[Code that builds pages]
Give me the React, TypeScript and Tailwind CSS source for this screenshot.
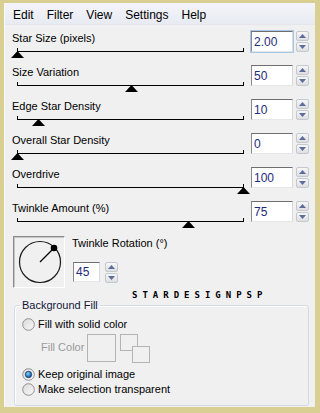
import React from 'react';

const rows = [
  { label: 'Star Size (pixels)', value: '2.00', pos: 0, focused: true },
  { label: 'Size Variation', value: '50', pos: 0.504 },
  { label: 'Edge Star Density', value: '10', pos: 0.093 },
  { label: 'Overall Star Density', value: '0', pos: 0 },
  { label: 'Overdrive', value: '100', pos: 1 },
  { label: 'Twinkle Amount (%)', value: '75', pos: 0.757 },
];

const font = { fontFamily: '"Liberation Sans", Arial, sans-serif' };

const Arrow = ({ up }: { up?: boolean }) => (
  <svg width="7" height="4" viewBox="0 0 7 4">
    <polygon points={up ? '3.5,0 7,4 0,4' : '0,0 7,0 3.5,4'} fill="#5b6d9c" />
  </svg>
);

const Spin = () => (
  <div className="flex h-[21px] w-[13px] flex-col gap-px">
    <div className="flex flex-1 items-center justify-center rounded-[2px] border border-[#c4c8d0] bg-gradient-to-b from-[#f7f7f7] to-[#dedede]">
      <Arrow up />
    </div>
    <div className="flex flex-1 items-center justify-center rounded-[2px] border border-[#c4c8d0] bg-gradient-to-b from-[#f7f7f7] to-[#dedede]">
      <Arrow />
    </div>
  </div>
);

const SpinBox = ({ value, width, focused }: { value: string; width: number; focused?: boolean }) => (
  <div className="flex gap-[3px]">
    <div
      className={`flex h-[21px] items-center border border-t-[#6f6f6f] border-l-[#8a8a8a] border-r-[#d9d9d9] border-b-[#e6e6e6] bg-white pl-[2px] text-[12px] text-[#1f2a7c] ${
        focused ? 'outline outline-1 outline-[#a8c6ea]' : ''
      }`}
      style={{ width }}
    >
      {value}
    </div>
    <Spin />
  </div>
);

const Slider = ({ pos }: { pos: number }) => (
  <div className="relative ml-[5px] mt-[3px] w-[227px]">
    <div className="h-[4px] border-x border-b border-black" />
    <svg
      className="absolute top-[3px]"
      style={{ left: Math.round(pos * 226) - 6 }}
      width="13"
      height="7"
      viewBox="0 0 13 7"
    >
      <polygon points="6.5,0 13,7 0,7" fill="#000" />
    </svg>
  </div>
);

const Radio = ({ checked }: { checked?: boolean }) => (
  <svg width="13" height="13" viewBox="0 0 13 13">
    <defs>
      <linearGradient id={checked ? 'rg1' : 'rg0'} x1="0" y1="0" x2="1" y2="1">
        <stop offset="0" stopColor="#d8d8d8" />
        <stop offset="1" stopColor="#fbfbfb" />
      </linearGradient>
      <radialGradient id="dot" cx="0.4" cy="0.35" r="0.7">
        <stop offset="0" stopColor="#8fd0f6" />
        <stop offset="0.6" stopColor="#2a7cc4" />
        <stop offset="1" stopColor="#164e86" />
      </radialGradient>
    </defs>
    <circle cx="6.5" cy="6.5" r="5.8" fill={`url(#${checked ? 'rg1' : 'rg0'})`} stroke="#8d8f93" strokeWidth="1" />
    {checked && <circle cx="6.5" cy="6.5" r="3.2" fill="url(#dot)" stroke="#1d3f66" strokeWidth="0.8" />}
  </svg>
);

export default function App() {
  return (
    <div
      className="h-[413px] w-[320px] bg-[#d9cf93] pb-[6px] pl-[4px] pr-[5px] pt-[3px] text-black"
      style={font}
    >
      <div className="flex h-[404px] flex-col border-l border-[#fafaf4] bg-[#f0f0f0] pb-[1px]">
        {/* menu */}
        <div className="flex h-[22px] gap-[13px] border-b border-[#e4e6ec] bg-gradient-to-b from-[#f4f5fa] to-[#e9ebf3] pl-[8px] pt-[5px] text-[12px] leading-[14px]">
          <span>Edit</span>
          <span>Filter</span>
          <span>View</span>
          <span>Settings</span>
          <span>Help</span>
        </div>

        {/* slider rows */}
        <div className="flex flex-col pl-[7px] pt-[4px]">
          {rows.map((r) => (
            <div key={r.label} className="flex h-[34px]">
              <div className="w-[235px] pt-[3px]">
                <div className="text-[11px] leading-[13px]">{r.label}</div>
                <Slider pos={r.pos} />
              </div>
              <div className="ml-[4px] mt-[2px]">
                <SpinBox value={r.value} width={42} focused={r.focused} />
              </div>
            </div>
          ))}
        </div>

        {/* twinkle rotation */}
        <div className="ml-[8px] mt-[3px] flex">
          <div className="h-[52px] w-[52px] border border-b-white border-l-[#8a8a8a] border-r-white border-t-[#8a8a8a] shadow-[inset_1px_1px_0_#c6c6c6]">
            <svg width="50" height="50" viewBox="0 0 50 50">
              <circle cx="26" cy="25" r="20.5" fill="none" stroke="#1a1a1a" strokeWidth="1.2" />
              <line x1="26" y1="25" x2="40" y2="11" stroke="#000" strokeWidth="1.3" />
              <circle cx="40" cy="11" r="3.3" fill="#000" />
            </svg>
          </div>
          <div className="ml-[7px] flex flex-col">
            <div className="mt-[1px] text-[11px] leading-[13px]">Twinkle Rotation (°)</div>
            <div className="ml-[1px] mt-[12px] flex gap-[5px]">
              <div className="flex h-[20px] w-[27px] items-center border border-b-[#e6e6e6] border-l-[#8a8a8a] border-r-[#d9d9d9] border-t-[#6f6f6f] bg-white pl-[2px] text-[12px] text-[#1f2a7c]">
                45
              </div>
              <Spin />
            </div>
          </div>
        </div>

        {/* watermark */}
        <div
          className="ml-[127px] mt-[4px] h-[7px] text-[9px] font-bold leading-[7px] tracking-[5px]"
          style={{ fontFamily: '"DejaVu Sans Mono", monospace' }}
        >
          STARDESIGNPSP
        </div>

        {/* background fill group */}
        <fieldset className="ml-[9px] mr-[6px] flex-1 rounded-[3px] border border-[#d3dbe3] pl-[7px] shadow-[inset_1px_1px_0_#ffffff]">
          <legend className="-ml-[2px] px-[2px] text-[11px] leading-[13px] text-[#10163a]">Background Fill</legend>
          <div className="mt-[5px] flex h-[14px] items-center gap-[3px] text-[11px]">
            <Radio />
            <span>Fill with solid color</span>
          </div>
          <div className="mt-[3px] flex h-[29px] items-start">
            <span className="ml-[19px] mt-[7px] text-[11px] leading-[13px] text-[#9a9a9a]">Fill Color</span>
            <div className="ml-[3px] h-[28px] w-[29px] border border-[#b4b4b4]" />
            <div className="relative ml-[4px] h-[29px] w-[30px]">
              <div className="h-[17px] w-[18px] border border-[#b4b4b4]" />
              <div className="absolute left-[12px] top-[12px] h-[17px] w-[18px] border border-[#b4b4b4] bg-[#f0f0f0]" />
            </div>
          </div>
          <div className="mt-[4px] flex h-[14px] items-center gap-[3px] text-[11px]">
            <Radio checked />
            <span>Keep original image</span>
          </div>
          <div className="mt-[1px] flex h-[14px] items-center gap-[3px] text-[11px]">
            <Radio />
            <span>Make selection transparent</span>
          </div>
        </fieldset>
      </div>
    </div>
  );
}
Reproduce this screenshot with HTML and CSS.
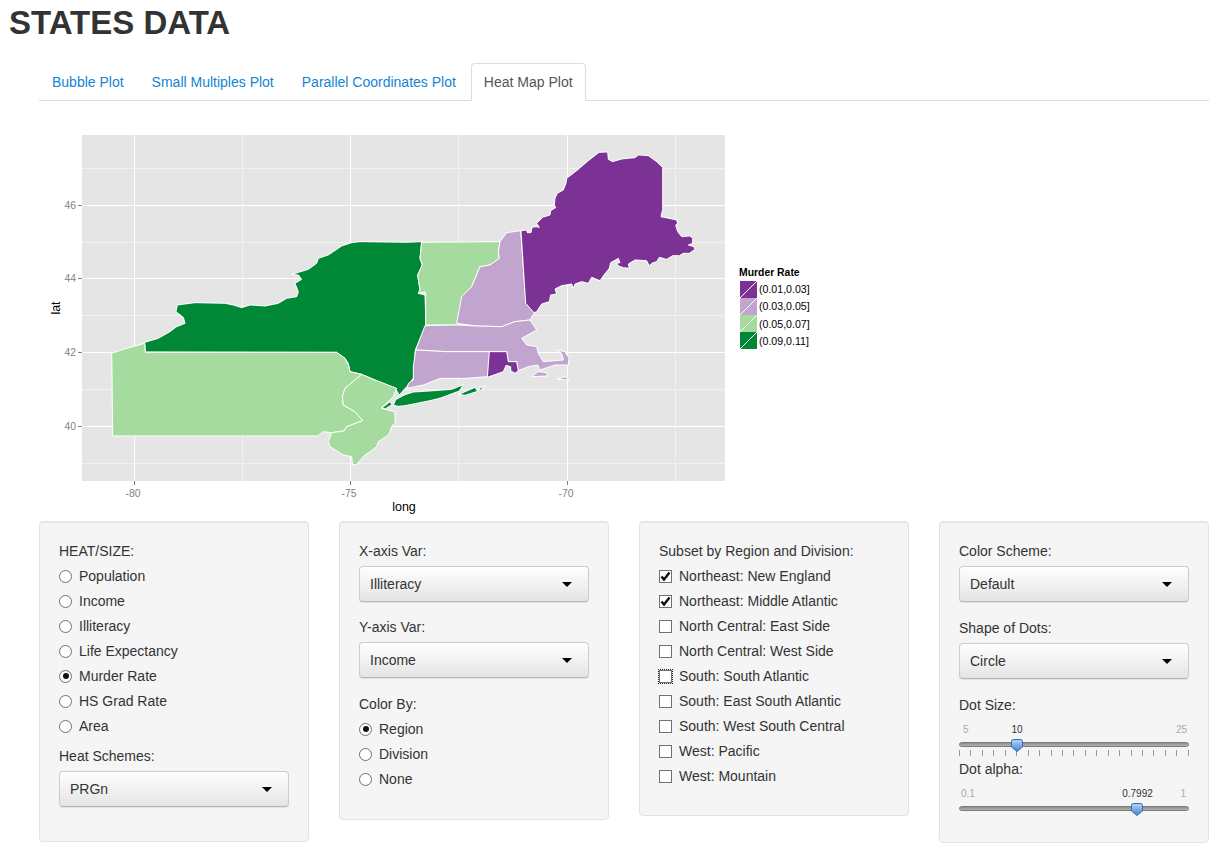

What is expected - Quote, please, every line of the material above from its start through the line that has "import React from 'react';", reproducing the words exactly and dropping any images.

Response for this exercise -
Give me the React, TypeScript and Tailwind CSS source for this screenshot.
import React from 'react';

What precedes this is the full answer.